As of Tuesday afternoon, the Senate leadership had signaled yet another revised timeline for passing its bill –Christmas Eve. If the Senate does pass the bill December 24, a House-Senate conference committee is expected to begin meeting as early as next week to hammer out a final version of the bill for both houses to then give final approval. A final bill, they said, could be on the president’s desk before January 19, the state of his State of the Union address.

While both bills are aimed at making health care insurance affordable for millions more Americans, there are a number of differences between the Senate and House bills. The House offers a government-funded insurance option –the so-called “public option;” the Senate bill does not. The House bill prohibits federal funds from being used to cover the cost of an abortion with any insurance plan; the Senate version provides a means by which people could pay for abortion coverage themselves, even if their insurance plan involves federal subsidies.

The House version, passed in early November, has at least four provisions that benefit gay people specifically:

  • eliminating the tax penalty to gay employees who provide coverage for their spouses or partners under their employers’ health insurance policies;
  • calling on the Department of Health and Human Services to address “health disparities” suffered by populations –including those based on “sexual orientation and gender identity’”
  • making people with HIV and low incomes eligible for federal assistance earlier in their illness; and
    prohibiting discrimination based on “personal characteristics” in the delivery of health care.
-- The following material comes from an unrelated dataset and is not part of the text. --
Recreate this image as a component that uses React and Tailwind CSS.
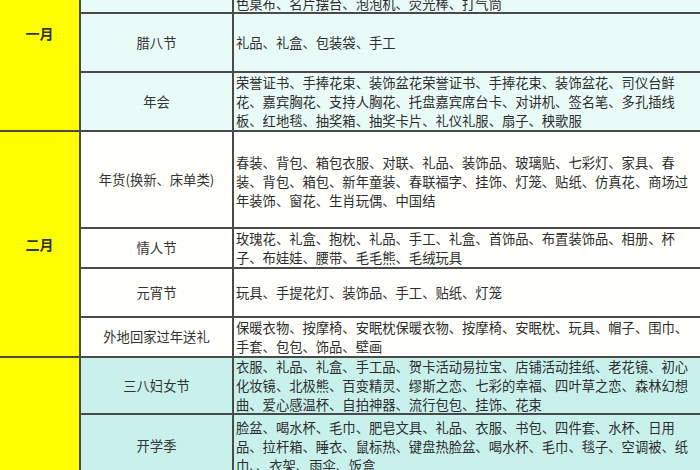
const FONT = { fontFamily: '"Noto Sans CJK SC", "Noto Sans", sans-serif' }

// 每月一组，行高按截图量出（含 2px 底边框）
const GROUPS = [
  {
    month: '一月',
    bg: 'bg-[#e9fbf7]',
    rows: [
      {
        label: '元旦',
        h: 'h-[77px]',
        lines: [
          '签到台、签到本、签字笔、胸花、嘉宾证、工作证、指示牌、桌卡、气球、',
          '拱门、舞台背景、横幅、彩带、礼花筒、桌布、椅套、纱幔、灯串、桌旗、',
          '蜡烛、香薰、餐巾、餐具、水杯、茶歇点心、糖果盒、喜糖、音响、话筒、',
          '色桌布、名片摆台、泡泡机、荧光棒、打气筒',
        ],
      },
      { label: '腊八节', h: 'h-[59px]', lines: ['礼品、礼盒、包装袋、手工'] },
      {
        label: '年会',
        h: 'h-[59px]',
        lines: [
          '荣誉证书、手捧花束、装饰盆花荣誉证书、手捧花束、装饰盆花、司仪台鲜',
          '花、嘉宾胸花、支持人胸花、托盘嘉宾席台卡、对讲机、签名笔、多孔插线',
          '板、红地毯、抽奖箱、抽奖卡片、礼仪礼服、扇子、秧歌服',
        ],
      },
    ],
  },
  {
    month: '二月',
    bg: 'bg-[#fffffc]',
    rows: [
      {
        label: '年货(换新、床单类)',
        h: 'h-[97px]',
        pad: 'pt-[4px]',
        lines: [
          '春装、背包、箱包衣服、对联、礼品、装饰品、玻璃贴、七彩灯、家具、春',
          '装、背包、箱包、新年童装、春联福字、挂饰、灯笼、贴纸、仿真花、商场过',
          '年装饰、窗花、生肖玩偶、中国结',
        ],
      },
      {
        label: '情人节',
        h: 'h-[40px]',
        lines: [
          '玫瑰花、礼盒、抱枕、礼品、手工、礼盒、首饰品、布置装饰品、相册、杯',
          '子、布娃娃、腰带、毛毛熊、毛绒玩具',
        ],
      },
      { label: '元宵节', h: 'h-[49px]', lines: ['玩具、手提花灯、装饰品、手工、贴纸、灯笼'] },
      {
        label: '外地回家过年送礼',
        h: 'h-[40px]',
        lines: [
          '保暖衣物、按摩椅、安眠枕保暖衣物、按摩椅、安眠枕、玩具、帽子、围巾、',
          '手套、包包、饰品、壁画',
        ],
      },
    ],
  },
  {
    month: '三月',
    bg: 'bg-[#c9f1ec]',
    rows: [
      {
        label: '三八妇女节',
        h: 'h-[57px]',
        lines: [
          '衣服、礼品、礼盒、手工品、贺卡活动易拉宝、店铺活动挂纸、老花镜、初心',
          '化妆镜、北极熊、百变精灵、缪斯之恋、七彩的幸福、四叶草之恋、森林幻想',
          '曲、爱心感温杯、自拍神器、流行包包、挂饰、花束',
        ],
      },
      {
        label: '开学季',
        h: 'h-[64px]',
        lines: [
          '脸盆、喝水杯、毛巾、肥皂文具、礼品、衣服、书包、四件套、水杯、日用',
          '品、拉杆箱、睡衣、鼠标热、键盘热脸盆、喝水杯、毛巾、毯子、空调被、纸',
          '巾、、衣架、雨伞、饭盒',
        ],
      },
      {
        label: '植树节',
        h: 'h-[70px]',
        lines: ['树苗、铁锹、水壶、手套、标牌、环保袋'],
      },
      {
        label: '消费者权益日',
        h: 'h-[70px]',
        lines: ['宣传单页、展架、横幅、小礼品、购物袋'],
      },
    ],
  },
]

function Row({ row, bg }) {
  return (
    <div className={`flex ${row.h} border-b-2 border-[#4a4a4a] ${bg}`}>
      <div className="w-[153px] shrink-0 border-r-2 border-[#4a4a4a] flex items-center justify-center text-[13.3px] text-[#333]">
        {row.label}
      </div>
      <div className={`flex-1 flex flex-col justify-center pl-[2px] overflow-hidden ${row.pad ?? ''}`}>
        {row.lines.map((l, i) => (
          <div key={i} className="whitespace-nowrap text-[13.3px] leading-[19px] text-[#2d2d2d]">{l}</div>
        ))}
      </div>
    </div>
  )
}

export default function App() {
  return (
    <div className="w-[700px] h-[470px] overflow-hidden bg-white" style={FONT}>
      <div className="-mt-[63px]">
        {GROUPS.map(g => (
          <div key={g.month} className="flex">
            <div className="w-[81px] shrink-0 bg-[#ffff00] border-r-2 border-b-2 border-[#4a4a4a] flex items-center justify-center text-[14px] font-bold text-[#333]">
              {g.month}
            </div>
            <div className="flex-1 flex flex-col">
              {g.rows.map(r => <Row key={r.label} row={r} bg={g.bg} />)}
            </div>
          </div>
        ))}
      </div>
    </div>
  )
}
The Senate version includes none of these. And the battles over public option and abortion have threatened to completely derail the overall health care legislation at numerous points. They are expected to be contentious issues again in conference.

Jerilyn Goodman, a spokesperson for openly gay Rep. Tammy Baldwin (D-Wisc.) who sponsored two of the four pro-gay provisions in the House bill, said Baldwin is “fully committed to a thorough conference of the health care reform legislation in which she can advocate for the LGBT provisions included in the House bill.”

“She is opposed to a straight vote on the Senate bill without the opportunity to add a number of House-only provisions, including those benefitting the LGBT community,” said Goodman.

The Human Rights Campaign’s Legislative Director, Allison Herwitt, said the group is “disappointed that the Senate did not include any of the LGBT-specific provisions that we have been working to advance throughout the health reform debate.”

While Herwitt said HRC would “continue to push the congressional leadership to ensure that critical protections for LGBT people are part of the final measure,” she acknowledged that the conference negotiations “will undoubtedly be complex and difficult on a range of issues.”

Michael Mitchell, the new executive director of the National Stonewall Democrats, says he’s the “eternal optimist” and hopes the pro-LGBT provisions can be retained in the final bill.

Mitchell says Stonewall Democrats endorsed a “robust public option” and support the overall health care reform legislation as a way to help LGBT people. That, he says, is because most health care insurance systems are based on relationship status, making it more difficult for most LGBT people to get insurance in the first place. And those who are able to obtain insurance through their partner or spouse’s employer’s plan have to pay taxes on it.

Charles Moran, national spokesperson for the Log Cabin Republicans, said his group is “firmly opposed” to the overall health care legislation as a matter of core Republican principle. But they do support the pro-gay provisions and are “worried those might get jettisoned” during the conference.

“First they dropped abortion,” said Moran. “We’re next.”